- [AIM] Go through the material and tally the lines containing the string "styles". Give the total alone.

* Start GIVEN MATERIAL *

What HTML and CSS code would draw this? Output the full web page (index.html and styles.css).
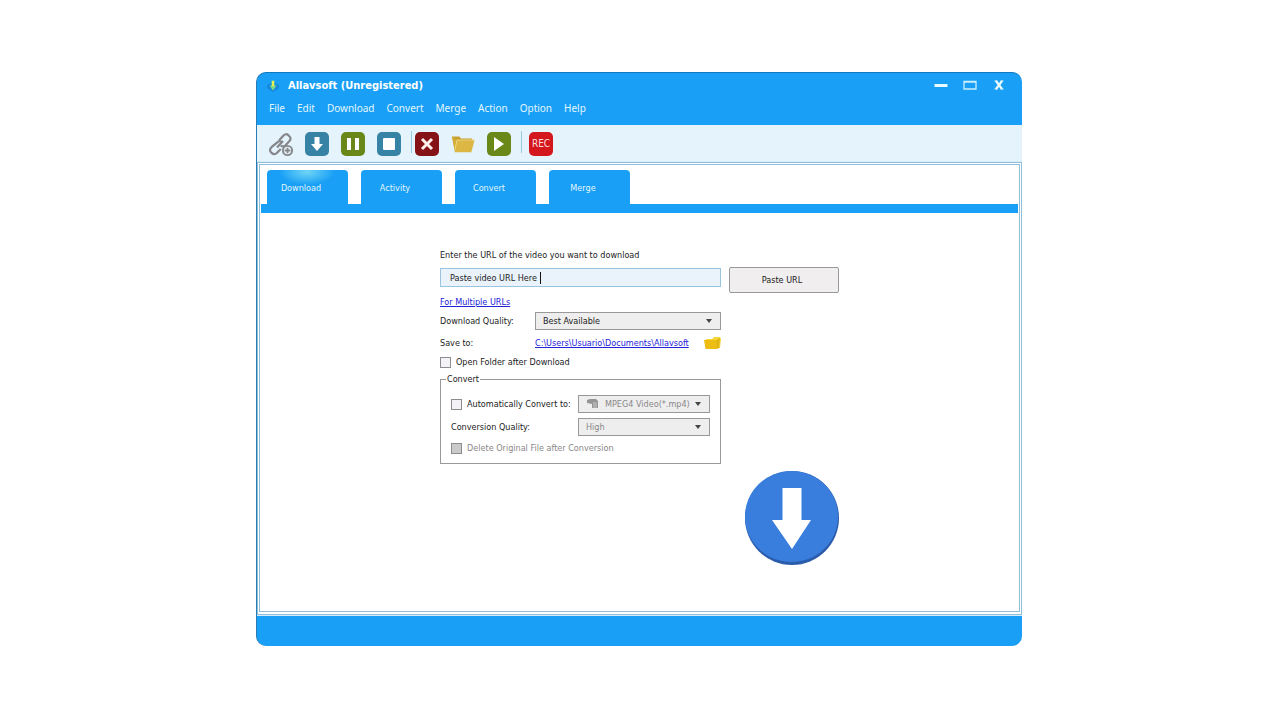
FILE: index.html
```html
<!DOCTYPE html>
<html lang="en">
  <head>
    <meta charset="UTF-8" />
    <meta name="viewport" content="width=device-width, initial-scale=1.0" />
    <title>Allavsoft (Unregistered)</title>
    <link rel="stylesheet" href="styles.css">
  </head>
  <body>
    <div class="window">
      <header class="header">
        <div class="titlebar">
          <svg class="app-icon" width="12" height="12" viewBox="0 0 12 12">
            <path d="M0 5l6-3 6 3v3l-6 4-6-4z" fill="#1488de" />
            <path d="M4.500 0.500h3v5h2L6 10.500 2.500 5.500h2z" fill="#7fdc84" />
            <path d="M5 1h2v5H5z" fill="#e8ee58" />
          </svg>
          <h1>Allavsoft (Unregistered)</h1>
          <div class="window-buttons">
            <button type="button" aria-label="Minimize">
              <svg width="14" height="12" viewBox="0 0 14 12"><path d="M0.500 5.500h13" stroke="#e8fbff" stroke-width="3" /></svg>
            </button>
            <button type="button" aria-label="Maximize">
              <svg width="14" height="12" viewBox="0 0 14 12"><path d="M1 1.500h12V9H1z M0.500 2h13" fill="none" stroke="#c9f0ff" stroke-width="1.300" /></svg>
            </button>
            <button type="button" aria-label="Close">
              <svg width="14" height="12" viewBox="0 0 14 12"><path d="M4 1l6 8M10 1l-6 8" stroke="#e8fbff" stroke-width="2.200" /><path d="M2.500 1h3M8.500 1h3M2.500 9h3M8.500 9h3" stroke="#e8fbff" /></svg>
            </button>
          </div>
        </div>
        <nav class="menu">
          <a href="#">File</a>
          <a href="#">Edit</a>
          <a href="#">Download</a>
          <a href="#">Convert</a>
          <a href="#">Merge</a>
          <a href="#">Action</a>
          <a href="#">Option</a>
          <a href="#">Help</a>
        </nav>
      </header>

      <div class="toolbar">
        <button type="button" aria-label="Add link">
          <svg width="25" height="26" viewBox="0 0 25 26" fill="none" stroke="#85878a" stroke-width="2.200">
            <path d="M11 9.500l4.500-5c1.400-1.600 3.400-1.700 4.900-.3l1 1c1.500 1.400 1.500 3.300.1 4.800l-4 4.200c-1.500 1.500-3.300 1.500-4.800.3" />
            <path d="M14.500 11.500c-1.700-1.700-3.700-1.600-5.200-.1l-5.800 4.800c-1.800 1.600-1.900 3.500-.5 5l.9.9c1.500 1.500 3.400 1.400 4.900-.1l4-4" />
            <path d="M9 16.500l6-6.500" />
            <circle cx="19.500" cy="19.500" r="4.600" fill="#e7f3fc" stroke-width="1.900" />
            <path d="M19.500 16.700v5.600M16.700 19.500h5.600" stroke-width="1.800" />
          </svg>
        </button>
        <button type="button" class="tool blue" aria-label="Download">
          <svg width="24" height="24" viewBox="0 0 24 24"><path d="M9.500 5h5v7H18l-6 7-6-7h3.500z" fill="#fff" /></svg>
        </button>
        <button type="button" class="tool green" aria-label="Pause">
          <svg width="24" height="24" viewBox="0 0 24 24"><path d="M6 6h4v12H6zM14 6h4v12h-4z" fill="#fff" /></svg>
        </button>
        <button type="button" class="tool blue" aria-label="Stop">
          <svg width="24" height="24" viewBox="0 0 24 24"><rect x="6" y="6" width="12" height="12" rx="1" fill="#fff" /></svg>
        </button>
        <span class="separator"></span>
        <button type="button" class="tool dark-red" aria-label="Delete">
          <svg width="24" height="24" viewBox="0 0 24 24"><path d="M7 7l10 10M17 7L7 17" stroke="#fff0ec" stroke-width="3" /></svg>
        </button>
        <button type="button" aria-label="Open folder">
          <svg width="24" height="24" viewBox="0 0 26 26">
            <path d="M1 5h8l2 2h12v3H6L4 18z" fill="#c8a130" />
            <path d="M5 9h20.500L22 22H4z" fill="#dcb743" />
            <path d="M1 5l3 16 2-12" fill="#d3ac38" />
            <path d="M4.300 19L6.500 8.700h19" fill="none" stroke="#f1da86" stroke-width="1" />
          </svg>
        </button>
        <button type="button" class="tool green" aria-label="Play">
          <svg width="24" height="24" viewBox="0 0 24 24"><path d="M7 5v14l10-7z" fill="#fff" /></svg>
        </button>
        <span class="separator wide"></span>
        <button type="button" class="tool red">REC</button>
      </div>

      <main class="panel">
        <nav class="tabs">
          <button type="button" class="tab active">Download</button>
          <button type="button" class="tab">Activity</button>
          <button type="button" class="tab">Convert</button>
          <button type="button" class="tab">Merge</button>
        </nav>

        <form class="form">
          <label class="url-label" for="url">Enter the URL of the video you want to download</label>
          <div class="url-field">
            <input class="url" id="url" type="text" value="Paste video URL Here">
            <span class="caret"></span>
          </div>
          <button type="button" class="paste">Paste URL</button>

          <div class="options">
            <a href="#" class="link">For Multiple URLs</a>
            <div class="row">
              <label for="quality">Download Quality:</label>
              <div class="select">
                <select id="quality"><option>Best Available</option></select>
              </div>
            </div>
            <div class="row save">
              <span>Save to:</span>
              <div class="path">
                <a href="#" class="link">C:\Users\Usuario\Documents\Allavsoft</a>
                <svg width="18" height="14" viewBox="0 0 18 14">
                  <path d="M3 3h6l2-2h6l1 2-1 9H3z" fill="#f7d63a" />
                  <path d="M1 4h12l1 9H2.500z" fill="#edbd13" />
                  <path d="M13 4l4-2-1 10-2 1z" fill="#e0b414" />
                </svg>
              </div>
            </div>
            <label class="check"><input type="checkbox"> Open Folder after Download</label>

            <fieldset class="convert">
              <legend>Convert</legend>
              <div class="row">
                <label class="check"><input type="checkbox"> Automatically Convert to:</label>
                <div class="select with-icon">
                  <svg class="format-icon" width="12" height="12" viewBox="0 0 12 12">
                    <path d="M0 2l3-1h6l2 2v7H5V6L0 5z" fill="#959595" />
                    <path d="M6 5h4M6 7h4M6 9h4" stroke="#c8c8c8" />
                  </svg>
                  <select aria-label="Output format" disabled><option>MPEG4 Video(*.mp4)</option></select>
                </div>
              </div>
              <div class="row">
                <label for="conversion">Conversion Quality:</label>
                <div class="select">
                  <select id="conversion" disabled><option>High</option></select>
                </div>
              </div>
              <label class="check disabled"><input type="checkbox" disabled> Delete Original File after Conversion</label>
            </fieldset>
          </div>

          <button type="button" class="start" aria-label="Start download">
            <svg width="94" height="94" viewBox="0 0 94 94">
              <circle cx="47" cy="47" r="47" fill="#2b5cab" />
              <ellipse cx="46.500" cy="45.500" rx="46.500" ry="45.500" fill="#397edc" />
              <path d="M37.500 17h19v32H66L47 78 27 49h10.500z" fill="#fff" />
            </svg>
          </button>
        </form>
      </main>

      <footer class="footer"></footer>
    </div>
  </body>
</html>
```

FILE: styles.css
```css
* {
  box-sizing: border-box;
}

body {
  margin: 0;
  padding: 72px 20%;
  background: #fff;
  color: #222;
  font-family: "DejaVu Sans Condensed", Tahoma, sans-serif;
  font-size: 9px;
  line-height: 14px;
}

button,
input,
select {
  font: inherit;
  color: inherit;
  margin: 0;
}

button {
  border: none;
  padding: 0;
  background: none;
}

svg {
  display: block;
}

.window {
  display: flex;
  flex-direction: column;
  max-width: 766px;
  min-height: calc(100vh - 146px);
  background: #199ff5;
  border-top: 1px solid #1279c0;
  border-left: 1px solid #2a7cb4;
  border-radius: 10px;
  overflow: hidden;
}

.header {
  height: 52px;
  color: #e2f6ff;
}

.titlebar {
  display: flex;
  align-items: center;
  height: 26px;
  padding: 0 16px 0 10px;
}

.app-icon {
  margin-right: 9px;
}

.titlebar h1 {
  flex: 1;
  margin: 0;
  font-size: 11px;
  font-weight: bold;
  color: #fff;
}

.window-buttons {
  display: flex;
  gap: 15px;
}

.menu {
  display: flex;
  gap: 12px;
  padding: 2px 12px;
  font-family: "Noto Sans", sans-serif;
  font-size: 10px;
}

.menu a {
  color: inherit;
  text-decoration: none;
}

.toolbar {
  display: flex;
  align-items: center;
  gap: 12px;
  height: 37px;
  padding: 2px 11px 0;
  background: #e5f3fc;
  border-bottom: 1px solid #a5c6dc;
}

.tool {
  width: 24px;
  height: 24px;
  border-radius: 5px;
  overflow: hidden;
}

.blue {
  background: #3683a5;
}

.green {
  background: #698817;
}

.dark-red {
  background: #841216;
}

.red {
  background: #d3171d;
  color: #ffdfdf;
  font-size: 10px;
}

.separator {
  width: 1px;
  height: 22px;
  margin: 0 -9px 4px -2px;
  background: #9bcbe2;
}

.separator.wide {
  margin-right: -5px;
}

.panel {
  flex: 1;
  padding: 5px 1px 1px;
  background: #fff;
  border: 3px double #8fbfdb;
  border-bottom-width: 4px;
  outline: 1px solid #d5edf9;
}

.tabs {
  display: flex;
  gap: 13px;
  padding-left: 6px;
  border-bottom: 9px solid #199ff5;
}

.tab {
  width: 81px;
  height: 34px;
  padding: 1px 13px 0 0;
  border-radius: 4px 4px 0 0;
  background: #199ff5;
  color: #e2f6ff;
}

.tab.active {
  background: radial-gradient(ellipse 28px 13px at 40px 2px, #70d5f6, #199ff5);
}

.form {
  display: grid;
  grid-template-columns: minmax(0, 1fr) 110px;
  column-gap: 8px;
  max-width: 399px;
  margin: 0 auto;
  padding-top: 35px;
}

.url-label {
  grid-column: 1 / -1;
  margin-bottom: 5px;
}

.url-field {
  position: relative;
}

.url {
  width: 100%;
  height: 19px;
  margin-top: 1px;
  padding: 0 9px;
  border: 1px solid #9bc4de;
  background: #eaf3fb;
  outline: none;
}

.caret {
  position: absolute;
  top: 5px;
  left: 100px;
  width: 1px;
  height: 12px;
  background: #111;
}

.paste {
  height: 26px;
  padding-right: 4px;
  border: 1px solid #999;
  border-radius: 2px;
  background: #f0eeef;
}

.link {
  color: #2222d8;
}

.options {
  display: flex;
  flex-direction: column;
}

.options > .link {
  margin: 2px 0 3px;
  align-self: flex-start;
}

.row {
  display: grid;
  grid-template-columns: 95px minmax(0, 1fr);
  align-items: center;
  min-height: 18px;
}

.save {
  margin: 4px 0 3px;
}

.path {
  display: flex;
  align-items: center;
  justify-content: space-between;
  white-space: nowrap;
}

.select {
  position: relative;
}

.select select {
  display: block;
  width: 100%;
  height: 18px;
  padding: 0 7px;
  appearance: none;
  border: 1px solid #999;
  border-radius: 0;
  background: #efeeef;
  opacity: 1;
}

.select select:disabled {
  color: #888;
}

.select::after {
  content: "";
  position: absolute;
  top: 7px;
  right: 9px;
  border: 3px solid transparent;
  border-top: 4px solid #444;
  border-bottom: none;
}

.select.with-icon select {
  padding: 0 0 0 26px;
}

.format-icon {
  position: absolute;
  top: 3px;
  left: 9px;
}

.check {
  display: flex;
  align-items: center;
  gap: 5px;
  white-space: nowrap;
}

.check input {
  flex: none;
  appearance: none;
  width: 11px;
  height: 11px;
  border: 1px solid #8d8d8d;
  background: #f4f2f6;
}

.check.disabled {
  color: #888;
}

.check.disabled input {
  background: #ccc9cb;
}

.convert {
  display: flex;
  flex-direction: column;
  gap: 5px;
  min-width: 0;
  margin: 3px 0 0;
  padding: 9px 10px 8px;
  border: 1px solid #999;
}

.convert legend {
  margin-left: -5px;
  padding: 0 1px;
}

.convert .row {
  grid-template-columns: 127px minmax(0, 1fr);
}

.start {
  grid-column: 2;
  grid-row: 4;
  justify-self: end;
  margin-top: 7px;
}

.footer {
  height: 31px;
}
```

* End GIVEN MATERIAL *

- [COMPLETE ANSWER] 3